I just did this with a file by mistake, and cannot seem to find it. I went to the root directory and ran this:

touch newfile.for.testing
mv newfile.for.testing ,

the file seems gone :(

info mv and man mv reveal nothing to the . or .. features that I use all the time.
I also tried this:

there is no file named "," in the original nor destination folder. Also, doing a locate , did not find anything there as to where it went...

Interestingly enough I do a locate for the old file name and see it where it was:

/backup/cpbackup/weekly/account_login/mysql
/backup/cpbackup/weekly/account_login/mysql/account_login_db1.sql
/backup/cpbackup/weekly/account_login/mysql/account_login_db2.sql
/backup/cpbackup/weekly/account_login/mysql/account_login.sql


When I go there, to /backup/cpbackup/weekly/account_login/ and do an ls, there is no mysql folder there :(

so somehow it seems to be in a sort of linux limbo...

Any ideas would be greatly appreciated :)

BigGorilla
06-29-2004, 10:28 AM
If you indeed typed "mv newfile.for.testing ," you should have a file named "," in the directory you were sitting in, probably the first thing that will show up in your directory listing.

An "ls -l /," should show it. If you still can't find it, try a "find / -name ," and see if it shows up.

hostito
06-29-2004, 10:38 AM
something must have gone wrong...

I did just verify through the history of my commands that I did mv to , my test just now shows the comma...

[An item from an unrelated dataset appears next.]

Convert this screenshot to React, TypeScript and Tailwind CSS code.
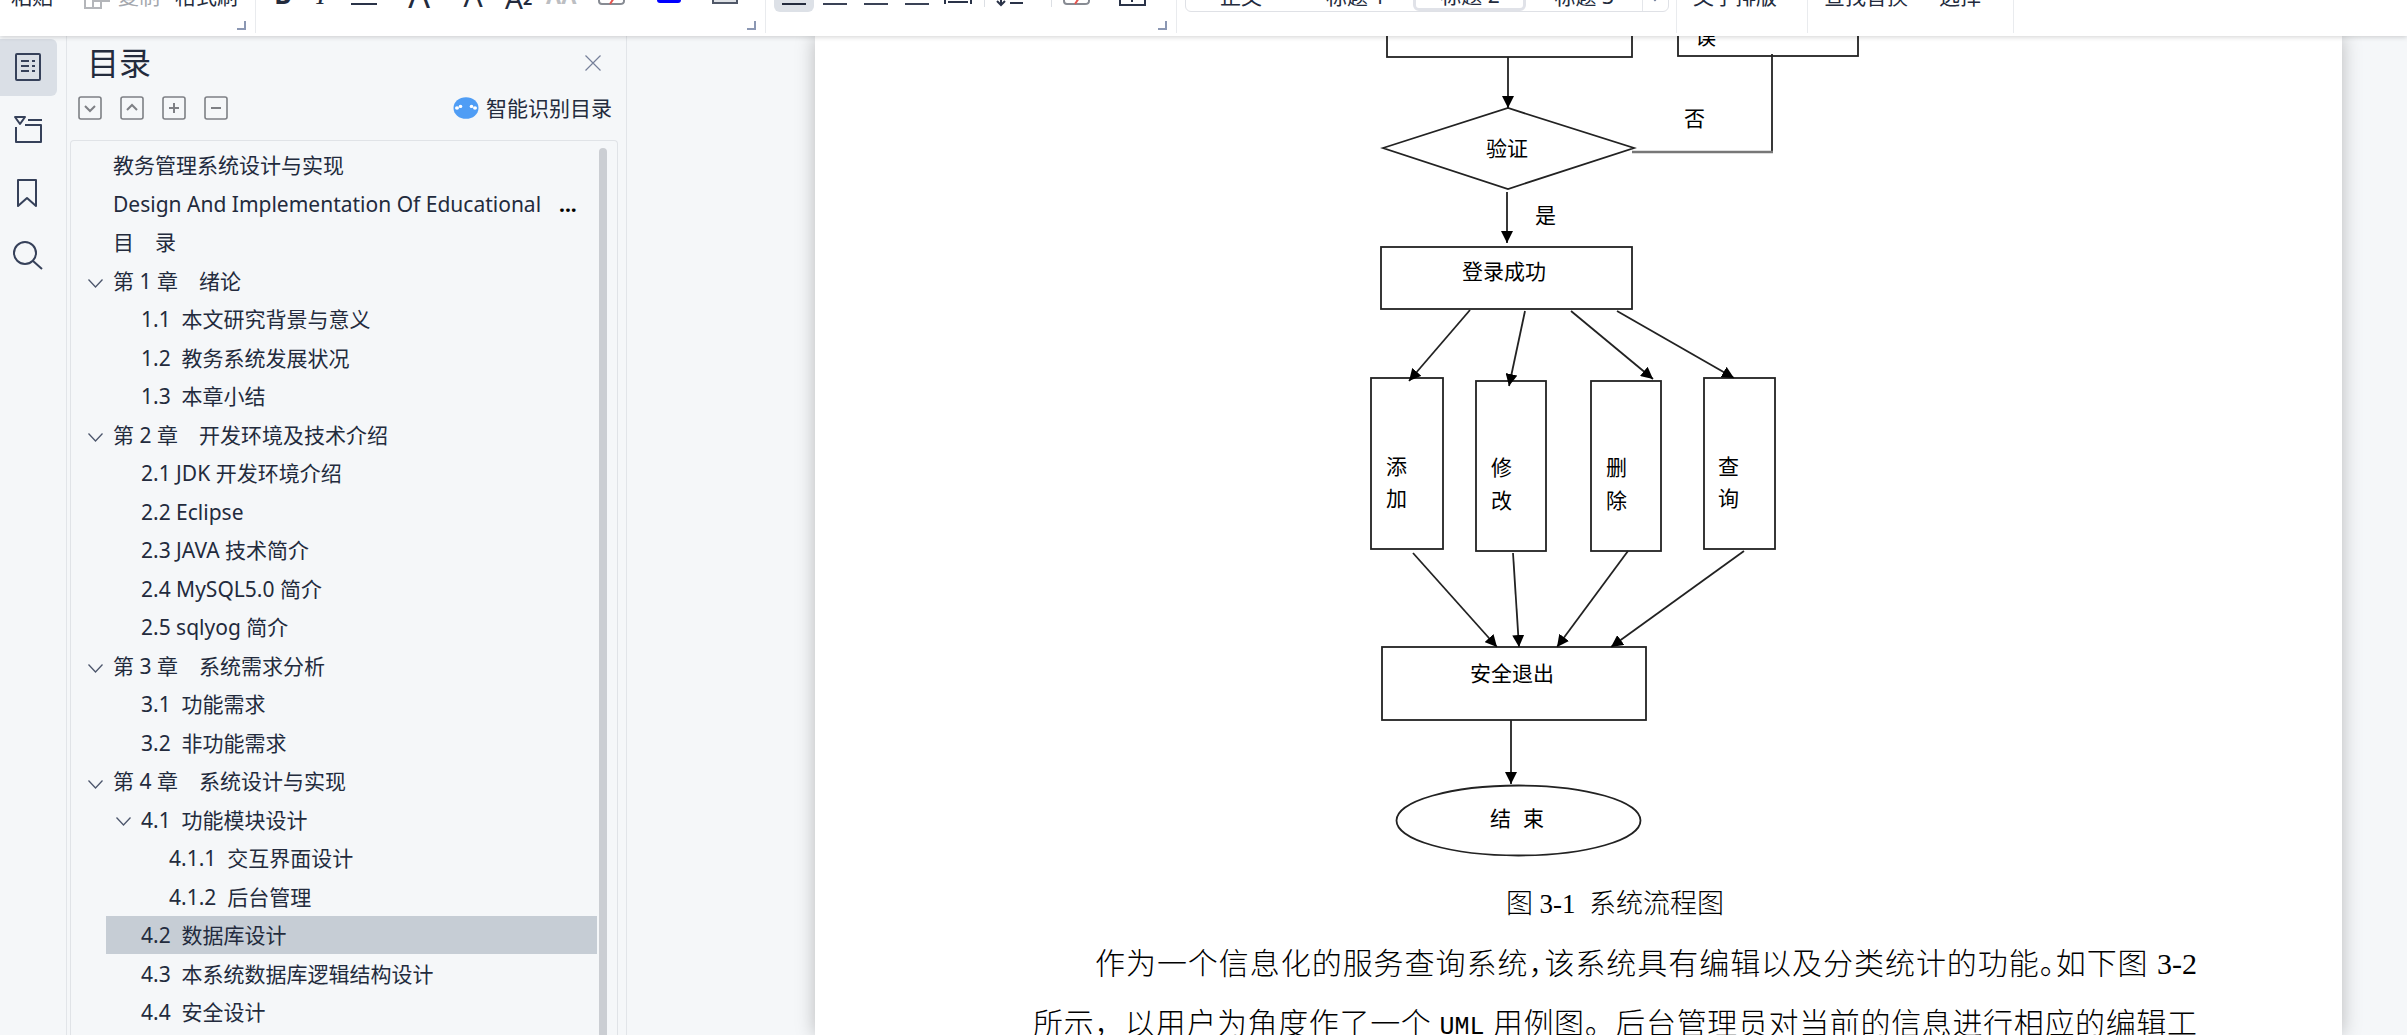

The strange thing is that locate still finds the old file, though it is not there, maybe locate has cached info or something...

Thanks for this, I will dig further to see what else I coudl have done...

hostito
06-29-2004, 10:42 AM
great, thanks you were right, locate is not live apparently, and the commas was not listing, good old find did the trick :)

BigGorilla
06-29-2004, 10:46 AM
locate only looks in the database created on the last updatedb run (which is typically once a day). See your /etc/cron.daily/slocate.cron file.

That's why locate is so much faster than find, as it's only searching an indexed database.

hostito
06-29-2004, 10:48 AM
Good one, I thought it was live, that is what threw me into momentary confusion. Must remember to drink coffee first :) Thanks again BigGorrilla!